▸ Stored data
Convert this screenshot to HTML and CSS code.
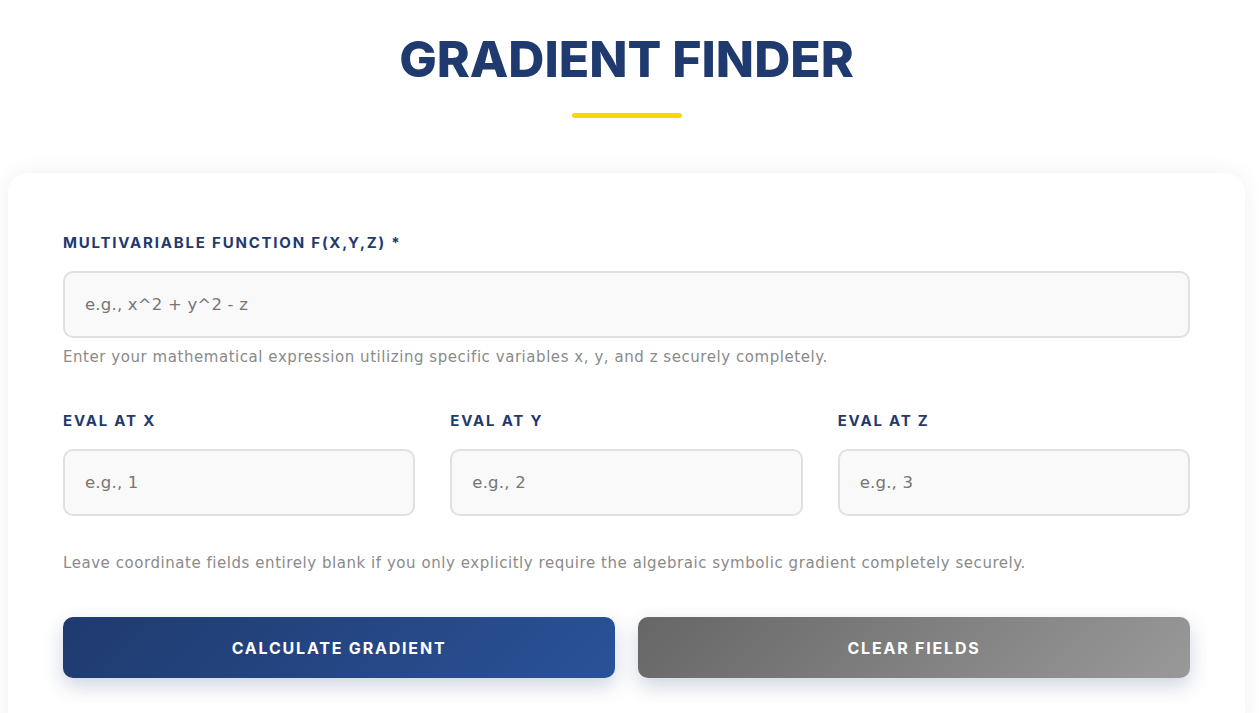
FILE: index.html
```html
<!DOCTYPE html>
<html lang="en">

    <head>
        <meta charset="UTF-8">
        <meta name="viewport" content="width=device-width, initial-scale=1.0">
        <title>Gradient Finder</title>
        <link rel="stylesheet" href="styles.css">
    </head>

    <body>
        <div class="page">
            <div class="header">
                <h1>GRADIENT FINDER</h1>
                <div class="underline"></div>
            </div>

            <div class="card">
                <div class="field">
                    <label for="func">MULTIVARIABLE FUNCTION F(X,Y,Z) *</label>
                    <input type="text" id="func" placeholder="e.g., x^2 + y^2 - z">
                    <p class="hint">Enter your mathematical expression utilizing specific variables x, y, and z securely completely.</p>
                </div>

                <div class="evalRow">
                    <div class="field">
                        <label for="ex">EVAL AT X</label>
                        <input type="text" id="ex" placeholder="e.g., 1">
                    </div>
                    <div class="field">
                        <label for="ey">EVAL AT Y</label>
                        <input type="text" id="ey" placeholder="e.g., 2">
                    </div>
                    <div class="field">
                        <label for="ez">EVAL AT Z</label>
                        <input type="text" id="ez" placeholder="e.g., 3">
                    </div>
                </div>
                <p class="hint spaced">Leave coordinate fields entirely blank if you only explicitly require the algebraic symbolic gradient completely securely.</p>

                <div class="buttons">
                    <button class="btn calc">CALCULATE GRADIENT</button>
                    <button class="btn clear">CLEAR FIELDS</button>
                </div>
            </div>
        </div>
    </body>

</html>
```

FILE: styles.css
```css
* {
    box-sizing: border-box;
    padding: 0;
    margin: 0;
}

body {
    font-family: Inter, "Noto Sans", sans-serif;
    background-color: #fff;
    overflow: hidden;
}

.page {
    width: 1237px;
    margin-left: 8px;
}

.header {
    display: flex;
    flex-direction: column;
    align-items: center;
    padding-top: 28px;
}

.header h1 {
    font-size: 50px;
    font-weight: 800;
    letter-spacing: 0;
    color: #1f3a6e;
    line-height: 62px;
}

.underline {
    width: 110px;
    height: 5px;
    border-radius: 3px;
    background-color: #ffd700;
    margin-top: 23px;
}

.card {
    margin-top: 55px;
    background-color: #fff;
    border-radius: 20px;
    box-shadow: 0 0 25px rgba(0, 0, 0, 0.06);
    padding: 60px 55px 60px;
}

.field {
    display: flex;
    flex-direction: column;
}

.field label {
    font-size: 15px;
    font-weight: 700;
    letter-spacing: 1.8px;
    color: #1f3a6e;
    line-height: 20px;
    margin-bottom: 18px;
}

.field input {
    height: 67px;
    border: 2px solid #e0e0e0;
    border-radius: 10px;
    background-color: #f9f9f9;
    padding: 0 20px;
    font-family: "DejaVu Sans", sans-serif;
    font-size: 16.5px;
    letter-spacing: 0.2px;
    color: #333;
    outline: none;
}

.field input::placeholder {
    color: #757575;
}

.hint {
    font-family: "DejaVu Sans", sans-serif;
    font-size: 15px;
    letter-spacing: 0.55px;
    color: #8a8a8a;
    line-height: 20px;
    margin-top: 9px;
}

.evalRow {
    display: grid;
    grid-template-columns: repeat(3, 1fr);
    gap: 35px;
    margin-top: 44px;
}

.hint.spaced {
    margin-top: 37px;
}

.buttons {
    display: grid;
    grid-template-columns: 1fr 1fr;
    gap: 23px;
    margin-top: 44px;
}

.btn {
    height: 61px;
    border: none;
    border-radius: 10px;
    color: #fff;
    font-family: inherit;
    font-size: 16px;
    font-weight: 700;
    letter-spacing: 1.8px;
    cursor: pointer;
    box-shadow: 0 8px 20px rgba(30, 60, 114, 0.22);
}

.btn.calc {
    background-image: linear-gradient(135deg, #1f3a6e, #2a5298);
}

.btn.clear {
    background-image: linear-gradient(135deg, #666, #999);
}
```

▸ Requirements
Quote the data exactly, leaving every image out of the copy.

▸ Result of this exercise
Convert this screenshot to HTML and CSS code.
FILE: index.html
```html
<!DOCTYPE html>
<html lang="en">

    <head>
        <meta charset="UTF-8">
        <meta name="viewport" content="width=device-width, initial-scale=1.0">
        <title>Gradient Finder</title>
        <link rel="stylesheet" href="styles.css">
    </head>

    <body>
        <div class="page">
            <div class="header">
                <h1>GRADIENT FINDER</h1>
                <div class="underline"></div>
            </div>

            <div class="card">
                <div class="field">
                    <label for="func">MULTIVARIABLE FUNCTION F(X,Y,Z) *</label>
                    <input type="text" id="func" placeholder="e.g., x^2 + y^2 - z">
                    <p class="hint">Enter your mathematical expression utilizing specific variables x, y, and z securely completely.</p>
                </div>

                <div class="evalRow">
                    <div class="field">
                        <label for="ex">EVAL AT X</label>
                        <input type="text" id="ex" placeholder="e.g., 1">
                    </div>
                    <div class="field">
                        <label for="ey">EVAL AT Y</label>
                        <input type="text" id="ey" placeholder="e.g., 2">
                    </div>
                    <div class="field">
                        <label for="ez">EVAL AT Z</label>
                        <input type="text" id="ez" placeholder="e.g., 3">
                    </div>
                </div>
                <p class="hint spaced">Leave coordinate fields entirely blank if you only explicitly require the algebraic symbolic gradient completely securely.</p>

                <div class="buttons">
                    <button class="btn calc">CALCULATE GRADIENT</button>
                    <button class="btn clear">CLEAR FIELDS</button>
                </div>
            </div>
        </div>
    </body>

</html>
```

FILE: styles.css
```css
* {
    box-sizing: border-box;
    padding: 0;
    margin: 0;
}

body {
    font-family: Inter, "Noto Sans", sans-serif;
    background-color: #fff;
    overflow: hidden;
}

.page {
    width: 1237px;
    margin-left: 8px;
}

.header {
    display: flex;
    flex-direction: column;
    align-items: center;
    padding-top: 28px;
}

.header h1 {
    font-size: 50px;
    font-weight: 800;
    letter-spacing: 0;
    color: #1f3a6e;
    line-height: 62px;
}

.underline {
    width: 110px;
    height: 5px;
    border-radius: 3px;
    background-color: #ffd700;
    margin-top: 23px;
}

.card {
    margin-top: 55px;
    background-color: #fff;
    border-radius: 20px;
    box-shadow: 0 0 25px rgba(0, 0, 0, 0.06);
    padding: 60px 55px 60px;
}

.field {
    display: flex;
    flex-direction: column;
}

.field label {
    font-size: 15px;
    font-weight: 700;
    letter-spacing: 1.8px;
    color: #1f3a6e;
    line-height: 20px;
    margin-bottom: 18px;
}

.field input {
    height: 67px;
    border: 2px solid #e0e0e0;
    border-radius: 10px;
    background-color: #f9f9f9;
    padding: 0 20px;
    font-family: "DejaVu Sans", sans-serif;
    font-size: 16.5px;
    letter-spacing: 0.2px;
    color: #333;
    outline: none;
}

.field input::placeholder {
    color: #757575;
}

.hint {
    font-family: "DejaVu Sans", sans-serif;
    font-size: 15px;
    letter-spacing: 0.55px;
    color: #8a8a8a;
    line-height: 20px;
    margin-top: 9px;
}

.evalRow {
    display: grid;
    grid-template-columns: repeat(3, 1fr);
    gap: 35px;
    margin-top: 44px;
}

.hint.spaced {
    margin-top: 37px;
}

.buttons {
    display: grid;
    grid-template-columns: 1fr 1fr;
    gap: 23px;
    margin-top: 44px;
}

.btn {
    height: 61px;
    border: none;
    border-radius: 10px;
    color: #fff;
    font-family: inherit;
    font-size: 16px;
    font-weight: 700;
    letter-spacing: 1.8px;
    cursor: pointer;
    box-shadow: 0 8px 20px rgba(30, 60, 114, 0.22);
}

.btn.calc {
    background-image: linear-gradient(135deg, #1f3a6e, #2a5298);
}

.btn.clear {
    background-image: linear-gradient(135deg, #666, #999);
}
```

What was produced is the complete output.